Where is the synced data stored, and for how long? Employee data that's been synced into the onboarding platform should be subject to the same retention and deletion policies as the HRIS record. Ask specifically about what happens to synced employee data when an employee offboards — does it delete automatically, or does it persist indefinitely in the vendor's systems?
What is the vendor's data processing agreement (DPA) coverage for HRIS data? For EU-based employees, the GDPR data processing requirements apply to data transferred to third-party processors. A vendor that can't produce a DPA that covers HRIS data specifically is a compliance concern for organizations with EU employees, regardless of where the vendor is headquartered.
Evaluating Integration Fit Before You Buy
The practical evaluation process for HRIS integration should happen during the trial or proof-of-concept phase, not after contract signature.

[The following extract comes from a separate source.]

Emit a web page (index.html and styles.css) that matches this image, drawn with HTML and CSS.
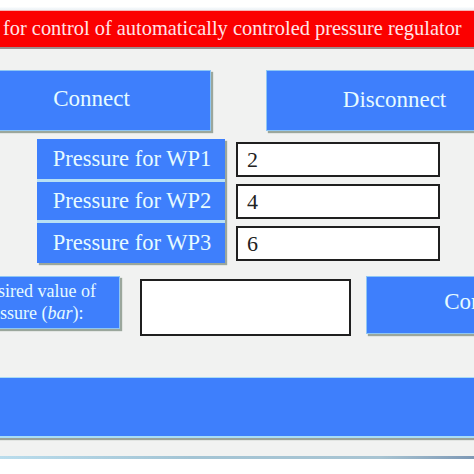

The steps worth taking: ask the vendor to demonstrate the new hire provisioning trigger working with your specific HRIS in a test environment; verify that role-based flow assignment works with your actual department and job code structure, not just a simplified demo structure; confirm what the failure behavior looks like when a sync fails — does someone on your team get alerted, or do failures happen silently?
Getting these answers before signing gives you a clear picture of the actual integration quality, not the marketing version of it. Most integration problems surface quickly in a structured pilot — the data flows are deterministic and the failure modes tend to repeat. A vendor confident in their integration quality will support a structured evaluation; a vendor who is vague about integration specifics during evaluation will likely remain vague during implementation.